I grow food full-time right now, and I consider it my job. Many of my friends are still working full-time jobs or are retired and going back to work as a volunteer or part-time at a new job. I am not going to lie to you about food growing. There are a ton of books out there or websites that tell you; Grow food with minimal input, yeah right! Why would one want little input? Isn't the purpose of growing food to get outside and connect with the soil and nature. Trust me, I am guilty of reading these books when I first started growing food on our city lot, but over the years, I 've changed my views on food growing.

Food growing is something we all should learn to do even if it is a few pots on our back porch. I love herbs in pots right outside my kitchen!  If you don't have an area to grow food, then please support your local or regional farmers that are trying to make a living growing nutrient dense food. Support them at your local farmers market or purchase only local or regionally grown food at your local grocery store. If you do have a place where you can grow food then maybe you might be interested in what I am doing this next year


one of the easiest things to grow is garlic, just plant them in the fall and harvest mid summer. I let mine dry on the shelf inside before I bag them up.

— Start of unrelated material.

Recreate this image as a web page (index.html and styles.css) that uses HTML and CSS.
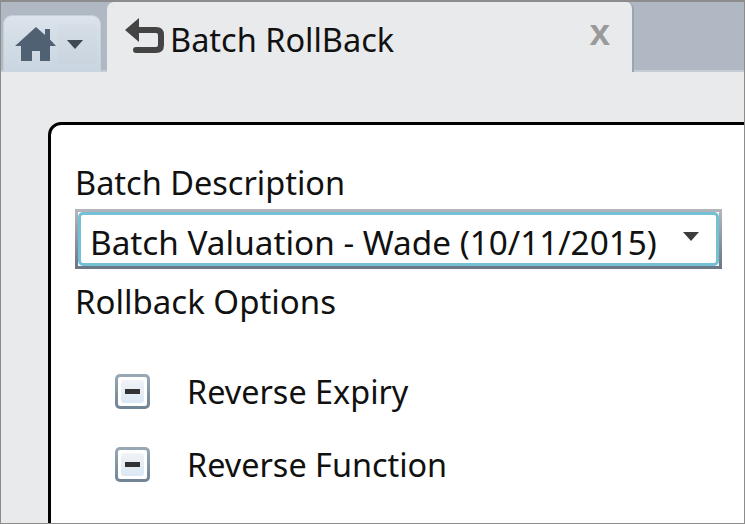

I am starting over with a fresh new approach to my food growing in Fall 2016. It seems to go with our new facade. Having a new roof + rebuilt front of your house appears to inspire one to make changes. I have learned a lot over the past seven years growing food on our city lot. I started out with one corner of my yard back in 2000. It was just a place to put a few tomato plants. I never thought it would take up my entire lot which has become a big part of my daily work each day. I no longer travel across the river to teach and have a bit more free time to grow more food. If I am honest, I have found it requires MORE of my free-time than I ever thought it would. I have no idea how one would grow this much food on a city lot with a full-time job and a house full of kids. I read a lot of blogs and many of them post stories about how "easy" food growing is and it only requires a few hours a week. Are they serious? I have found it quite the opposite. It might only need a few hours a week if you have a small garden, but if you want to grow more food to freeze and put up for winter or provide daily microgreens for winter eating; it takes more time than a few hours a week!

A large bush was in this area and we took it out in hte middle of the summer so now we have only one large Rose of Sharon growing which will be reduced in size soon.

I opened a Pinterest account and Instagram account on my blog so you could see what I am working on daily which should give you an idea how I live my life growing food full-time. I also grow organic flowers, herbs, and vegetables for others in my community. I am each year helping more people to grow food, use pollinator-friendly plants and use fewer chemicals on their city lots. I came home yesterday and found some used garden pots that I gave someone earlier in the spring. They did not leave a note, so I figure it was someone who got good use out of the plants. It inspired me to continue doing what I started out doing back in 2009! It made me happy to know they put their plants in their garden, and now they are reaping the benefits from good food and creating a healthy place for them and nature right in the heart of the city! What foods do you grow or pollinator-friendly plants?